The format of the bundled files is currently very simple: text formats are concatenated with comments that have a magic string and bundle entry ID in between.

"Comment OFFLOAD_BUNDLER_MAGIC_STR__START__ 1st Bundle Entry ID"
Bundle 1
"Comment OFFLOAD_BUNDLER_MAGIC_STR__END__ 1st Bundle Entry ID"
...
"Comment OFFLOAD_BUNDLER_MAGIC_STR__START__ Nth Bundle Entry ID"
Bundle N
"Comment OFFLOAD_BUNDLER_MAGIC_STR__END__ 1st Bundle Entry ID"

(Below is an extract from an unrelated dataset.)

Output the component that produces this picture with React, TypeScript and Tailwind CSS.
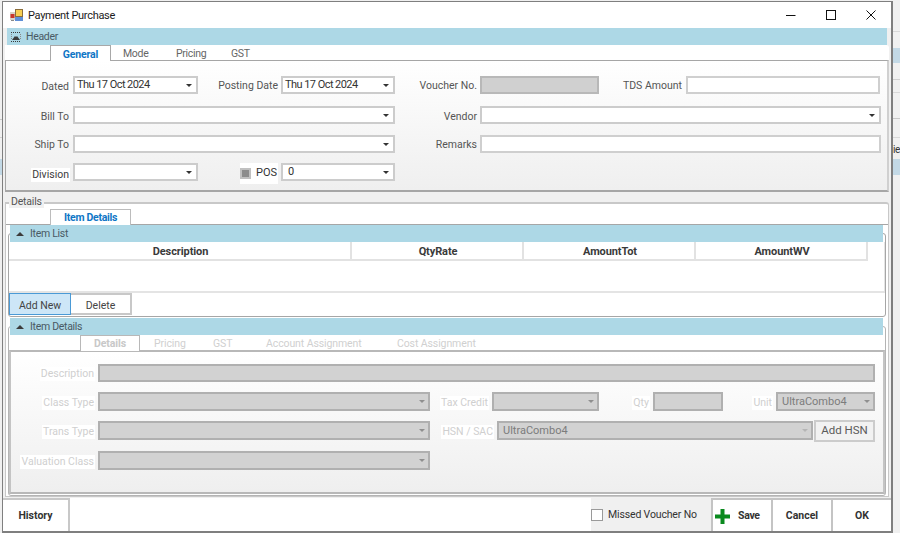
import React from "react";

const Caret = ({ color = "#333333" }: { color?: string }) => (
  <svg width="6" height="3" viewBox="0 0 6 3" className="shrink-0">
    <path d="M0 0H6L3 3Z" fill={color} />
  </svg>
);

const Label = ({ className = "", children }: { className?: string; children?: React.ReactNode }) => (
  <div className={`flex items-center justify-end shrink-0 text-[10.5px] text-[#555555] whitespace-nowrap ${className}`}>{children}</div>
);

const Combo = ({ className = "", text, pad = "pl-[2px] pr-[4px]" }: { className?: string; text?: string; pad?: string }) => (
  <div className={`flex items-center justify-between bg-white border-2 border-[#cccccc] shrink-0 text-[11px] tracking-[-0.55px] text-[#333333] ${pad} ${className}`}>
    <span className="mt-[1px]">{text}</span>
    <Caret />
  </div>
);

const Box = ({ className = "" }: { className?: string }) => (
  <div className={`bg-white border-2 border-[#cfcfcf] shrink-0 ${className}`} />
);

const OffLabel = ({ className = "", children }: { className?: string; children: React.ReactNode }) => (
  <div className={`flex items-center justify-end shrink-0 pr-[1px] pt-[2px] ${className}`}>
    <span className="bg-white text-[10.5px] leading-[14px] text-[#cfcfcf] whitespace-nowrap px-[1px]">{children}</span>
  </div>
);

const OffCombo = ({ className = "", text, caret = "#8f8f8f" }: { className?: string; text?: string; caret?: string }) => (
  <div className={`flex items-center justify-between bg-[#d2d2d2] border-2 border-[#b0b0b0] shrink-0 pl-[4px] pr-[3px] text-[11px] text-[#7c7c7c] ${className}`}>
    <span className="mt-[1px]">{text}</span>
    <Caret color={caret} />
  </div>
);

const Band = ({ className = "", label, icon }: { className?: string; label: string; icon: React.ReactNode }) => (
  <div className={`relative z-10 flex items-center bg-[#add8e6] shrink-0 text-[10.5px] tracking-[-0.3px] text-[#4a5a64] ${className}`}>
    {icon}
    <span>{label}</span>
  </div>
);

const UpArrow = () => (
  <svg width="8" height="4" viewBox="0 0 8 4" className="ml-[6px] mr-[6px] shrink-0">
    <path d="M0 4L4 0L8 4Z" fill="#3c3c3c" />
  </svg>
);

const HeaderIcon = () => (
  <svg width="10" height="10" viewBox="0 0 10 10" className="ml-[4px] mr-[5px] shrink-0">
    <path d="M0 .5H10M0 9.5H10" stroke="#3a3a3a" strokeDasharray="1 1" />
    <path d="M.5 2V8M9.5 2V8" stroke="#8a8a8a" strokeDasharray="1 1" />
    <path d="M1 8L4 4L5 5L6 4L9 8Z" fill="#3a3a3a" />
  </svg>
);

const HeadCell = ({ className = "", children }: { className?: string; children: React.ReactNode }) => (
  <div className={`flex items-center justify-center h-full pl-[2px] pt-[3px] border-r-2 border-[#e2e2e2] text-[11px] tracking-[-0.1px] font-bold text-[#3a3a3a] shrink-0 ${className}`}>{children}</div>
);

const FootBtn = ({ className = "", children }: { className?: string; children: React.ReactNode }) => (
  <div className={`flex items-center justify-center h-full pt-[1px] bg-white border-l-2 border-t-2 border-[#c4c4c4] text-[10.5px] font-bold text-[#333333] shrink-0 ${className}`}>{children}</div>
);

export default function App() {
  return (
    <div className="flex w-[900px] h-[533px] overflow-hidden bg-[#f0f0f0] font-['Roboto',Arial,sans-serif]">
      {/* sliver of the window behind, left */}
      <div className="w-[2px] shrink-0 flex flex-col">
        <div className="h-[119px] shrink-0" />
        <div className="h-px bg-[#c8c8c8] shrink-0" />
        <div className="h-[17px] shrink-0" />
        <div className="h-px bg-[#d0d0d0] shrink-0" />
        <div className="h-[21px] shrink-0" />
        <div className="h-[16px] bg-[#c3d9e6] shrink-0" />
      </div>

      {/* window */}
      <div className="flex flex-col w-[891px] h-[532px] mt-px shrink-0 bg-[#f0f0f0] border-l border-t border-r-2 border-b-2 border-[#7f7f7f]">
        {/* title bar */}
        <div className="flex items-center h-[26px] bg-white shrink-0">
          <svg width="13" height="13" viewBox="0 0 13 13" className="ml-[7px] mr-[5px] shrink-0">
            <rect x="5.5" y="0.5" width="7" height="7" fill="#f7cf52" stroke="#8a6d3b" />
            <rect x="5" y="8" width="8" height="4" fill="#5f8fd6" />
            <rect x="0" y="3" width="5" height="8" fill="#d9d2c8" />
            <rect x="0.5" y="5" width="4" height="4" fill="#c8362c" />
            <rect x="1" y="11" width="3" height="1" fill="#8a8a8a" />
          </svg>
          <span className="mt-[2px] text-[11px] tracking-[-0.3px] text-[#1c1c1c]">Payment Purchase</span>
          <div className="ml-auto flex items-center">
            <svg width="10" height="10" viewBox="0 0 10 10" className="mr-[30px]">
              <path d="M0 5.5H9.5" stroke="#111111" />
            </svg>
            <svg width="10" height="10" viewBox="0 0 10 10" className="mr-[30px]">
              <rect x=".5" y=".5" width="9" height="9" fill="none" stroke="#111111" />
            </svg>
            <svg width="10" height="10" viewBox="0 0 10 10" className="mr-[15px]">
              <path d="M.5 .5L9.5 9.5M9.5 .5L.5 9.5" stroke="#111111" />
            </svg>
          </div>
        </div>

        {/* header */}
        <Band className="ml-[4px] w-[880px] h-[17px]" label="Header" icon={<HeaderIcon />} />
        <div className="ml-[2px] w-[884px] flex flex-col shrink-0">
          <div className="flex items-end h-[15px] bg-white pl-[45px] text-[10.5px] tracking-[-0.3px] text-[#666666] rounded-tr-[3px]">
            <div className="flex items-center justify-center w-[61px] h-[16px] pt-[2px] -mb-px bg-white border-l border-t border-r border-[#a8a8a8] border-b-0 z-10 font-bold tracking-[-0.15px] text-[#0f76c6]">General</div>
            <div className="flex items-center h-[15px] pt-[3px] pl-[12px] w-[65px]">Mode</div>
            <div className="flex items-center h-[15px] pt-[3px] w-[55px]">Pricing</div>
            <div className="flex items-center h-[15px] pt-[3px]">GST</div>
          </div>
          <div className="flex flex-col h-[132px] border-t border-b-2 border-l border-r-2 border-[#a6a6a6] border-r-[#d0d0d0] bg-gradient-to-b from-white to-[#efefef] pt-[15px]">
            <div className="flex h-[18px]">
              <Label className="w-[63px] pt-[3px]">Dated</Label>
              <Combo className="ml-[4px] w-[125px]" text="Thu 17 Oct 2024" />
              <Label className="w-[80px] pt-[2px]">Posting Date</Label>
              <Combo className="ml-[3px] w-[114px]" text="Thu 17 Oct 2024" />
              <Label className="w-[82px] pt-[1px]">Voucher No.</Label>
              <div className="ml-[3px] w-[119px] bg-[#d0d0d0] border-2 border-[#b8b8b8] shrink-0" />
              <Label className="w-[83px] pt-[2px]">TDS Amount</Label>
              <Box className="ml-[4px] w-[194px]" />
            </div>
            <div className="flex h-[18px] mt-[12px]">
              <Label className="w-[63px] pt-[3px]">Bill To</Label>
              <Combo className="ml-[4px] w-[322px]" />
              <Label className="w-[82px] pt-[3px]">Vendor</Label>
              <Combo className="ml-[3px] w-[401px]" />
            </div>
            <div className="flex h-[18px] mt-[11px]">
              <Label className="w-[63px] pt-[2px]">Ship To</Label>
              <Combo className="ml-[4px] w-[322px]" />
              <Label className="w-[82px] pt-[2px]">Remarks</Label>
              <Box className="ml-[3px] w-[401px]" />
            </div>
            <div className="flex h-[18px] mt-[10px]">
              <Label className="w-[64px] pt-[5px]"><span className="bg-white text-[#3c3c3c] leading-[14px] px-[1px]">Division</span></Label>
              <Combo className="ml-[3px] w-[125px]" />
              <div className="flex items-center justify-between ml-[42px] w-[38px] h-[21px] bg-white shrink-0 text-[11px] text-[#333333] pr-[1px]">
                <div className="flex items-center justify-center w-[11px] h-[11px] border-2 border-[#c0c0c0]"><div className="w-[7px] h-[7px] bg-[#8c8c8c]" /></div>
                <span>POS</span>
              </div>
              <Combo className="ml-[3px] w-[114px]" text="0" pad="pl-[5px] pr-[4px]" />
            </div>
          </div>
        </div>

        {/* details */}
        <div className="relative ml-[2px] mt-[10px] w-[884px] h-[295px] shrink-0 flex flex-col bg-white border-t-2 border-l border-r border-b border-[#c8c8c8] rounded-tr-[3px]">
          <span className="absolute -top-[9px] left-[3px] px-[2px] bg-[#f0f0f0] text-[10.5px] tracking-[-0.2px] leading-[13px] text-[#555555]">Details</span>
          <div className="flex items-end h-[20px] pl-[44px] shrink-0">
            <div className="flex items-center justify-center w-[81px] h-[16px] -mb-px z-10 bg-white border-l border-t border-r border-[#bcbcbc] text-[10.5px] tracking-[-0.3px] font-bold text-[#0f76c6]">Item Details</div>
          </div>
          <div className="flex flex-col flex-1 border-t border-[#a6a6a6] bg-white">
            {/* Item List group */}
            <div className="relative ml-[2px] w-[878px] h-[92px] shrink-0 flex flex-col">
              <div className="absolute inset-x-0 top-[8px] bottom-0 border border-[#a6a6a6] rounded-[3px]" />
              <Band className="ml-[2px] w-[873px] h-[17px]" label="Item List" icon={<UpArrow />} />
              <div className="relative ml-[1px] w-[876px] h-[51px] flex flex-col border-b-2 border-r border-[#e4e4e4] shrink-0">
                <div className="flex h-[19px] shrink-0 border-b-2 border-[#e2e2e2] w-[859px]">
                  <HeadCell className="w-[343px]">Description</HeadCell>
                  <HeadCell className="w-[172px]">QtyRate</HeadCell>
                  <HeadCell className="w-[172px]">AmountTot</HeadCell>
                  <HeadCell className="w-[172px]">AmountWV</HeadCell>
                </div>
              </div>
              <div className="relative flex h-[23px] ml-[1px] shrink-0">
                <div className="flex items-center justify-center w-[62px] h-[22px] pt-[3px] bg-[#cde6f7] border border-[#4a9ad6] text-[10.5px] text-[#444444] shrink-0">Add New</div>
                <div className="flex items-center justify-center w-[61px] h-[22px] pt-[3px] bg-white border-2 border-l-0 border-[#c8c8c8] text-[10.5px] text-[#444444] shrink-0">Delete</div>
              </div>
            </div>
            {/* Item Details group */}
            <div className="relative ml-[2px] mt-[1px] w-[878px] flex-1 flex flex-col">
              <div className="absolute inset-x-0 top-[8px] bottom-0 border border-[#b4b4b4] rounded-[3px]" />
              <Band className="ml-[2px] w-[873px] h-[17px]" label="Item Details" icon={<UpArrow />} />
              <div className="relative flex items-end h-[15px] ml-[1px] w-[876px] pl-[71px] shrink-0 text-[10.5px] tracking-[-0.1px] text-[#d0d0d0]">
                <div className="flex items-center justify-center w-[60px] h-[16px] -mb-px z-10 bg-white border-l border-t border-r border-[#b8b8b8] font-bold text-[#c8c8c8]">Details</div>
                <div className="flex items-center h-[15px] pt-[2px] pl-[14px] w-[73px]">Pricing</div>
                <div className="flex items-center h-[15px] pt-[2px] w-[53px]">GST</div>
                <div className="flex items-center h-[15px] pt-[2px] w-[131px]">Account Assignment</div>
                <div className="flex items-center h-[15px] pt-[2px]">Cost Assignment</div>
              </div>
              <div className="relative flex flex-col ml-[1px] mb-[2px] w-[876px] flex-1 border-2 border-[#b8b8b8] border-x-[#c4c4c4] bg-gradient-to-b from-white to-[#efefef] pt-[12px]">
                <div className="flex h-[18px]">
                  <OffLabel className="w-[85px]">Description</OffLabel>
                  <div className="ml-[2px] w-[777px] bg-[#d2d2d2] border-2 border-[#b0b0b0] shrink-0" />
                </div>
                <div className="flex h-[19px] mt-[10px]">
                  <OffLabel className="w-[85px]">Class Type</OffLabel>
                  <OffCombo className="ml-[2px] w-[332px]" />
                  <OffLabel className="w-[60px]">Tax Credit</OffLabel>
                  <OffCombo className="ml-[2px] w-[107px]" />
                  <OffLabel className="w-[52px]">Qty</OffLabel>
                  <div className="ml-[2px] w-[70px] bg-[#d2d2d2] border-2 border-[#b0b0b0] shrink-0" />
                  <OffLabel className="w-[51px]">Unit</OffLabel>
                  <OffCombo className="ml-[2px] w-[99px]" text="UltraCombo4" />
                </div>
                <div className="flex h-[19px] mt-[10px]">
                  <OffLabel className="w-[85px]">Trans Type</OffLabel>
                  <OffCombo className="ml-[2px] w-[332px]" />
                  <OffLabel className="w-[65px]">HSN / SAC</OffLabel>
                  <OffCombo className="ml-[2px] w-[316px]" text="UltraCombo4" caret="#b5b5b5" />
                  <div className="flex items-center justify-center ml-[1px] -mt-px w-[61px] h-[22px] bg-[#f2f2f2] border-2 border-[#cccccc] text-[11.5px] text-[#5a5a5a] shrink-0">Add HSN</div>
                </div>
                <div className="flex h-[19px] mt-[11px]">
                  <OffLabel className="w-[85px]">Valuation Class</OffLabel>
                  <OffCombo className="ml-[2px] w-[332px]" />
                </div>
              </div>
            </div>
          </div>
        </div>

        {/* footer */}
        <div className="flex items-stretch flex-1 mt-[1px] bg-white min-h-0">
          <div className="flex items-center justify-center w-[67px] pt-[1px] border-2 border-[#c8c8c8] border-l-0 border-b-0 text-[10.5px] font-bold text-[#333333] shrink-0">History</div>
          <div className="flex items-center ml-auto w-[120px] h-full bg-[#f0f0f0] shrink-0">
            <div className="w-[12px] h-[12px] bg-white border border-[#9a9a9a] shrink-0" />
            <span className="ml-[5px] mt-[1px] text-[10.5px] tracking-[-0.15px] text-[#333333] whitespace-nowrap">Missed Voucher No</span>
          </div>
          <FootBtn className="w-[60px] justify-start">
            <svg width="15" height="15" viewBox="0 0 15 15" className="ml-[2px] mr-[8px] shrink-0">
              <path d="M5.5 0H9.5V5.5H15V9.5H9.5V15H5.5V9.5H0V5.5H5.5Z" fill="#0a8a1e" />
            </svg>
            <span className="tracking-[-0.3px]">Save</span>
          </FootBtn>
          <FootBtn className="w-[60px]">Cancel</FootBtn>
          <FootBtn className="w-[60px]">OK</FootBtn>
        </div>
      </div>

      {/* sliver of the window behind, right */}
      <div className="flex flex-col w-[7px] shrink-0 overflow-hidden">
        <div className="h-[32px] shrink-0 border-b border-[#d8d8d8]" />
        <div className="h-[16px] shrink-0" />
        <div className="h-[15px] shrink-0 bg-[#c3d9e6]" />
        <div className="h-[17px] shrink-0 border-b border-[#d0d0d0]" />
        <div className="h-[13px] shrink-0 border-b border-[#d8d8d8]" />
        <div className="h-[26px] shrink-0 border-b border-[#c8c8c8]" />
        <div className="h-[19px] shrink-0 border-b border-[#d8d8d8]" />
        <div className="h-[21px] shrink-0 pt-[5px] text-[10px] tracking-[-0.5px] leading-[14px] text-[#333333]">ie</div>
        <div className="h-[16px] shrink-0 bg-[#c3d9e6]" />
      </div>
    </div>
  );
}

Bundled Binary File Layout

The layout of a bundled code object is defined by the following table:

Bundled Code Object Layout

Field

Type

Size in Bytes

Description

Magic String

string

24

__CLANG_OFFLOAD_BUNDLE__

Number Of Bundle Entries

integer

8

Number of bundle entries.

1st Bundle Entry Code Object Offset

integer

8

Byte offset from beginning of bundled code object to 1st code object.

1st Bundle Entry Code Object Size

integer

8

Byte size of 1st code object.

1st Bundle Entry ID Length

integer

8

Character length of bundle entry ID of 1st code object.

1st Bundle Entry ID

string

1st Bundle Entry ID Length

Bundle entry ID of 1st code object. This is not NUL terminated. See Bundle Entry ID.

...

Nth Bundle Entry Code Object Offset

integer

8

Nth Bundle Entry Code Object Size

integer

8

Nth Bundle Entry ID Length

integer

8

Nth Bundle Entry ID

string

1st Bundle Entry ID Length

1st Bundle Entry Code Object

bytes

1st Bundle Entry Code Object Size

...

Nth Bundle Entry Code Object

bytes

Nth Bundle Entry Code Object Size

Bundle Entry ID

Each entry in a bundled code object (see Bundled Binary File Layout) has a bundle entry ID that indicates the kind of the entry’s code object and the runtime that manages it.

Bundle entry ID syntax is defined by the following BNF syntax:

<bundle-entry-id> ::== <offload-kind> "-" <target-triple> [ "-" <target-id> ]

Where:

offload-kind

The runtime responsible for managing the bundled entry code object. See Bundled Code Object Offload Kind.

Bundled Code Object Offload Kind

Offload Kind

Description

host

Host code object. clang-offload-bundler always includes this entry as the first bundled code object entry. For an embedded bundled code object this entry is not used by the runtime and so is generally an empty code object.

hip

Offload code object for the HIP language. Used for all HIP language offload code objects when the clang-offload-bundler is used to bundle code objects as intermediate steps of the tool chain. Also used for AMD GPU code objects before ABI version V4 when the clang-offload-bundler is used to create a fat binary to be loaded by the HIP runtime. The fat binary can be loaded directly from a file, or be embedded in the host code object as a data section with the name .hip_fatbin.

hipv4

Offload code object for the HIP language. Used for AMD GPU code objects with at least ABI version V4 when the clang-offload-bundler is used to create a fat binary to be loaded by the HIP runtime. The fat binary can be loaded directly from a file, or be embedded in the host code object as a data section with the name .hip_fatbin.

openmp

Offload code object for the OpenMP language extension.

target-triple

The target triple of the code object.

target-id

The canonical target ID of the code object. Present only if the target supports a target ID. See Target ID.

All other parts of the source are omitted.